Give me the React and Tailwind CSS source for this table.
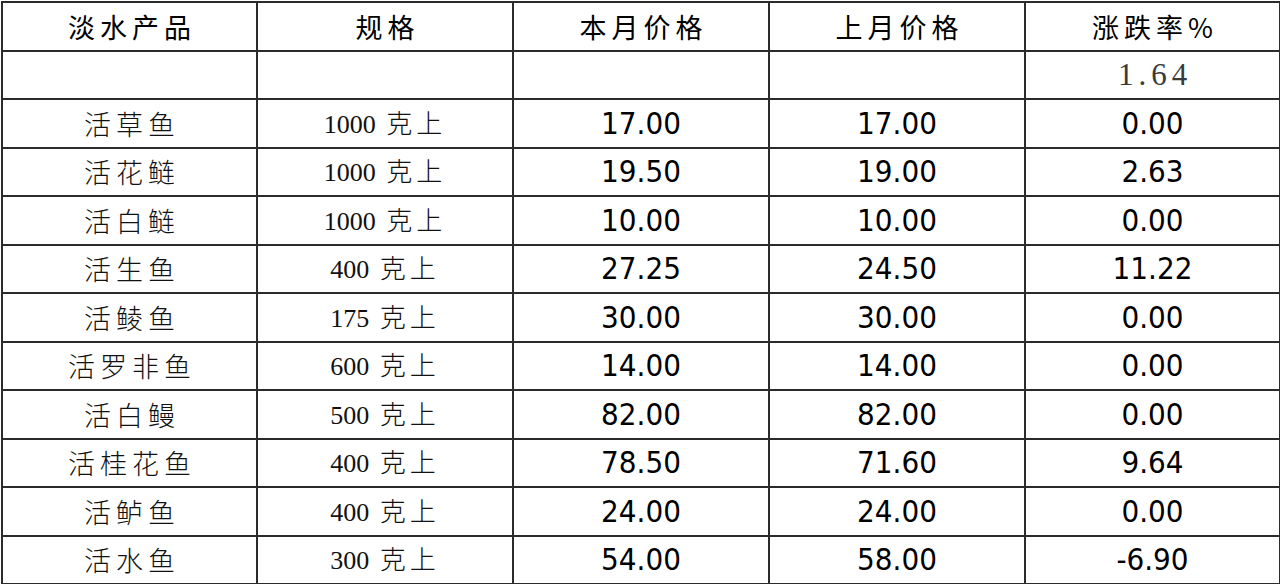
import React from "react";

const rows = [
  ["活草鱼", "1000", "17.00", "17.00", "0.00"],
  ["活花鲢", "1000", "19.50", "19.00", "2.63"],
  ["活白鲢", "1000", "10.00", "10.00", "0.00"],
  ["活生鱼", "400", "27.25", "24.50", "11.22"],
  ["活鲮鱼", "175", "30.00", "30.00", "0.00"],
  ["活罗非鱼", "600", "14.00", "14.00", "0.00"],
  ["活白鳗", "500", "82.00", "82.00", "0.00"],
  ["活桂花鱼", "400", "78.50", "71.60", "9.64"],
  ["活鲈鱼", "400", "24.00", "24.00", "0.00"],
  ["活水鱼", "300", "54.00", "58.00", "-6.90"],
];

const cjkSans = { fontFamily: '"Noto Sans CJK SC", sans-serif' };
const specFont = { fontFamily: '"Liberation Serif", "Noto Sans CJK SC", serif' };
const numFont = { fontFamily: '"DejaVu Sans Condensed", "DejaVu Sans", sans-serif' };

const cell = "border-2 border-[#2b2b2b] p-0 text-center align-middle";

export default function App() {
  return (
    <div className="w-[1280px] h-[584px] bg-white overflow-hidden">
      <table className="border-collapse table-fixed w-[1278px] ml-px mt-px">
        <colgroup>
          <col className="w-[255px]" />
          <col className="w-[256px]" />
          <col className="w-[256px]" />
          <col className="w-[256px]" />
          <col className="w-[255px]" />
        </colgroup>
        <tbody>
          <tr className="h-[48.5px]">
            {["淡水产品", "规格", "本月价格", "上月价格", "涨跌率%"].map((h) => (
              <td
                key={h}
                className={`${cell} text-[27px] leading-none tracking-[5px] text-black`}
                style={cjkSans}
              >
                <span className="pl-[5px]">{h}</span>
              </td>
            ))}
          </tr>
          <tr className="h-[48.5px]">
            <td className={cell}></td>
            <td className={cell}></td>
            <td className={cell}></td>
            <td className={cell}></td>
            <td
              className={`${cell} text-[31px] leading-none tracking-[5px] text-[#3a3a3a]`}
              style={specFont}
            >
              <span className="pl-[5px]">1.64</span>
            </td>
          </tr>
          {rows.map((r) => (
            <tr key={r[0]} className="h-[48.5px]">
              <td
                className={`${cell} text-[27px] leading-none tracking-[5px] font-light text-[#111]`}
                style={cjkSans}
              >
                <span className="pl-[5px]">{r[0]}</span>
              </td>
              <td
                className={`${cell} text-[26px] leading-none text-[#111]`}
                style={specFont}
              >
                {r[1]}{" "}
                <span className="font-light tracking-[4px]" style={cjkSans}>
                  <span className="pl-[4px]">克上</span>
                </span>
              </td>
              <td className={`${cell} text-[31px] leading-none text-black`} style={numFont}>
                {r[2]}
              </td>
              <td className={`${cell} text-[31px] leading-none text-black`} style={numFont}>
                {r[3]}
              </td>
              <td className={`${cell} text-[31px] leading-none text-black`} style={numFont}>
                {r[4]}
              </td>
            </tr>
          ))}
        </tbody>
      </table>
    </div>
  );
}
########
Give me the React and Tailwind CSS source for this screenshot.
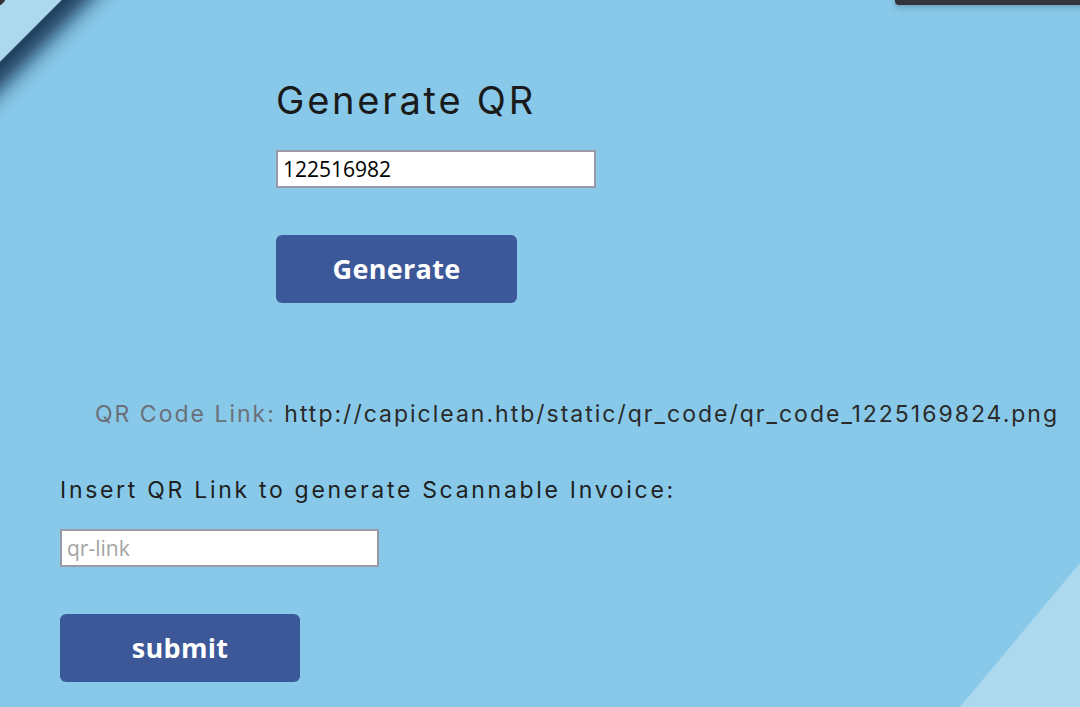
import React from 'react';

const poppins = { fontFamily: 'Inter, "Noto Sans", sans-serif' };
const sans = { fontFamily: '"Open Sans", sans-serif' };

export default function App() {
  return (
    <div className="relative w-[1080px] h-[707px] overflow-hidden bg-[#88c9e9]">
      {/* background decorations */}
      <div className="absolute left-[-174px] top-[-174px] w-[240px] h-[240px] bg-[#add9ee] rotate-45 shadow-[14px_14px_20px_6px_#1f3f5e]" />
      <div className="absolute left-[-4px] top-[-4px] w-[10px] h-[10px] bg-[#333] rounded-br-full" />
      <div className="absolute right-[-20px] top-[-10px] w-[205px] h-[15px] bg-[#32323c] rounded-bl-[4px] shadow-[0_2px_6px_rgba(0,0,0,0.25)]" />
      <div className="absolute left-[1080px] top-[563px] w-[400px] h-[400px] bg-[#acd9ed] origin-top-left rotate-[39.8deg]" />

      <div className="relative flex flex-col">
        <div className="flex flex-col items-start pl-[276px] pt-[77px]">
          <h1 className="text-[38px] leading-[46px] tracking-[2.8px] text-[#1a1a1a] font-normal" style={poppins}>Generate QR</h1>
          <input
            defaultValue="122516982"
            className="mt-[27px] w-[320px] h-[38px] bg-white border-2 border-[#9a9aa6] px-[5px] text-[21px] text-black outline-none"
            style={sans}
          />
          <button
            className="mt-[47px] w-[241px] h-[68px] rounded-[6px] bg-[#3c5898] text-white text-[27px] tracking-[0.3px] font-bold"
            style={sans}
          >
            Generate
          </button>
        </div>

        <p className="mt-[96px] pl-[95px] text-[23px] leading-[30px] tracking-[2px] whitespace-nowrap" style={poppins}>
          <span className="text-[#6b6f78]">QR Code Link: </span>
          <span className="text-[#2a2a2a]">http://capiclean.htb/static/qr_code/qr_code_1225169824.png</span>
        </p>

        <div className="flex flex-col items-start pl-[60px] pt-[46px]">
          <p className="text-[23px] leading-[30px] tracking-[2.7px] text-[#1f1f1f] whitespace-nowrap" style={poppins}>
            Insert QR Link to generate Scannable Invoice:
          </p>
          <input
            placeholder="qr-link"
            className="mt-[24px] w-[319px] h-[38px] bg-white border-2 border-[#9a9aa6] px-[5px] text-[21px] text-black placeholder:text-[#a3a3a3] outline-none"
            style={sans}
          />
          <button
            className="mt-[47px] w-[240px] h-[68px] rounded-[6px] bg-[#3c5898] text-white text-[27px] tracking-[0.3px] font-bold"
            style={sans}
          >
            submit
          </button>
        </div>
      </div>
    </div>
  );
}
########
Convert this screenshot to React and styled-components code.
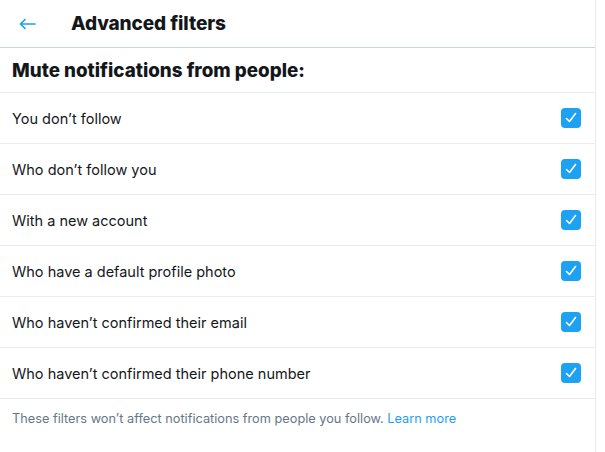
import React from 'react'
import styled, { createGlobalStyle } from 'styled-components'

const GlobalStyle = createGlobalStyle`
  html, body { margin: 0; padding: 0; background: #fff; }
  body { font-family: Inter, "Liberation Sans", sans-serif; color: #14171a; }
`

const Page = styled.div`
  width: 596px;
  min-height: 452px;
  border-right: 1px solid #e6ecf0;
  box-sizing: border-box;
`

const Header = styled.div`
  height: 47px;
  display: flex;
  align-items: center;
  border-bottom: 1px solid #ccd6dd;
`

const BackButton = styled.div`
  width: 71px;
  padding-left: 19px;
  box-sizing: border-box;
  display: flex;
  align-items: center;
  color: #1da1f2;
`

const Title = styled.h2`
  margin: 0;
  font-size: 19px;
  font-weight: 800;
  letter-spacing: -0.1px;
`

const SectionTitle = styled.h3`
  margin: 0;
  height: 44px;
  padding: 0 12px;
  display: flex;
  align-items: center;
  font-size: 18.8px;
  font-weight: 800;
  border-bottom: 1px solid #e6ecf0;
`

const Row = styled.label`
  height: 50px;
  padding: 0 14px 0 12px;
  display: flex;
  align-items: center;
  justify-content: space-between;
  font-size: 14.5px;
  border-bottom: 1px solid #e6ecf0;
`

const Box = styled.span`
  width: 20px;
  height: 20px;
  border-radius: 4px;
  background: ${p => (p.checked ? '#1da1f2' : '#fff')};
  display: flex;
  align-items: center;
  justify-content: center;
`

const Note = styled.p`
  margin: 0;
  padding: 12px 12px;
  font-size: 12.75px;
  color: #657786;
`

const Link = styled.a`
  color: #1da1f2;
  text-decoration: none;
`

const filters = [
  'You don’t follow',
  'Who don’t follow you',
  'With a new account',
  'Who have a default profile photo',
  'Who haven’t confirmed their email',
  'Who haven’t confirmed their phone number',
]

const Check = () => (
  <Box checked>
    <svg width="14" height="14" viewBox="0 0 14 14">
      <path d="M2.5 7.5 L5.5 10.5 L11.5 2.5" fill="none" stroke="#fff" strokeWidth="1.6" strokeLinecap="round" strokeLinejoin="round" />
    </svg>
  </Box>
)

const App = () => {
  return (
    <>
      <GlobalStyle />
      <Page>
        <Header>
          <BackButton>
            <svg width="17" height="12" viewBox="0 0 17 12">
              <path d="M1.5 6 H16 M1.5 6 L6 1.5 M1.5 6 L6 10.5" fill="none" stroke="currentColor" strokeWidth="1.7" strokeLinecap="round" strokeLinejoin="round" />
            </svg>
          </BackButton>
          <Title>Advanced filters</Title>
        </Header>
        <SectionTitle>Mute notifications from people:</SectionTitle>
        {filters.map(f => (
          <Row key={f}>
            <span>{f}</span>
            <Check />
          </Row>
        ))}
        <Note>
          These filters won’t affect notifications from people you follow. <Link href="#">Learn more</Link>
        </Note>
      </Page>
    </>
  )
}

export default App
########
Instructions for the task - Please quote only the span of lines whose first line contains "Give me the React and Tailwind CSS source for this table." and whose last line contains "border-[#2b2b2b] p-0 text-center", leaving every picture out.

Response to the task -
Give me the React and Tailwind CSS source for this table.
import React from "react";

const rows = [
  ["活草鱼", "1000", "17.00", "17.00", "0.00"],
  ["活花鲢", "1000", "19.50", "19.00", "2.63"],
  ["活白鲢", "1000", "10.00", "10.00", "0.00"],
  ["活生鱼", "400", "27.25", "24.50", "11.22"],
  ["活鲮鱼", "175", "30.00", "30.00", "0.00"],
  ["活罗非鱼", "600", "14.00", "14.00", "0.00"],
  ["活白鳗", "500", "82.00", "82.00", "0.00"],
  ["活桂花鱼", "400", "78.50", "71.60", "9.64"],
  ["活鲈鱼", "400", "24.00", "24.00", "0.00"],
  ["活水鱼", "300", "54.00", "58.00", "-6.90"],
];

const cjkSans = { fontFamily: '"Noto Sans CJK SC", sans-serif' };
const specFont = { fontFamily: '"Liberation Serif", "Noto Sans CJK SC", serif' };
const numFont = { fontFamily: '"DejaVu Sans Condensed", "DejaVu Sans", sans-serif' };

const cell = "border-2 border-[#2b2b2b] p-0 text-center align-middle";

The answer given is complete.